Input Speaker ID: 1462, Path: 1462-170138-0027, Chapter ID: 170138, Utterance ID: 27

Top Matches:
Match |  Speaker   | Chapter  | Utterance  | Score  |  Audio Filename 
-------------------------------------------------------------------------------
1     |    1462    |  170138  |     27     | 1.0000 | 1462-170138-0027
2     |    1462    |  170145  |     16     | 0.9997 | 1462-170145-0016
3     |    1462    |  170142  |     15     | 0.9997 | 1462-170142-0015
4     |    1462    |  170138  |     6      | 0.9995 | 1462-170138-0006
5     |    1462    |  170138  |     24     | 0.9995 | 1462-170138-0024
6     |    1462    |  170142  |     11     | 0.9994 | 1462-170142-0011
7     |    1462    |  170145  |     22     | 0.9994 | 1462-170145-0022
8     |    1462    |  170142  |     16     | 0.9993 | 1462-170142-0016
9     |    1462    |  170138  |     16     | 0.9993 | 1462-170138-0016
10    |    1462    |  170138  |     3      | 0.9993 | 1462-170138-0003


## Interesting Observation
- All top matches belong to the same speaker (Speaker ID: 1462), demonstrating that the system is very effective in recognizing and matching features specific to a speaker's voice.
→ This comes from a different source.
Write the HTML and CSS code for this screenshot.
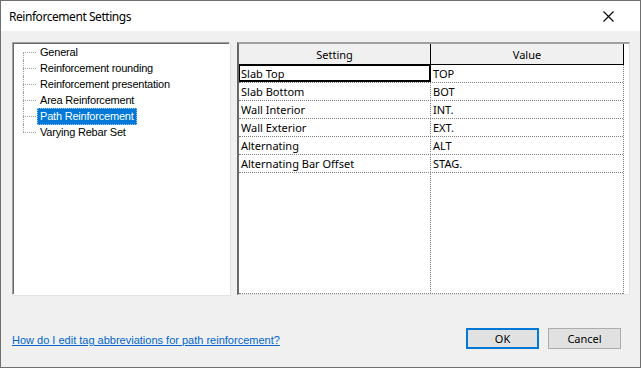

This suggests that the MFCC features extracted are robust indicators of speaker characteristics.

- The fact that the input audio matches itself with a perfect score as the first result is a sanity check for the system, confirming that when the exact audio is present in the database, the system will indeed recognize and rank it as the most similar.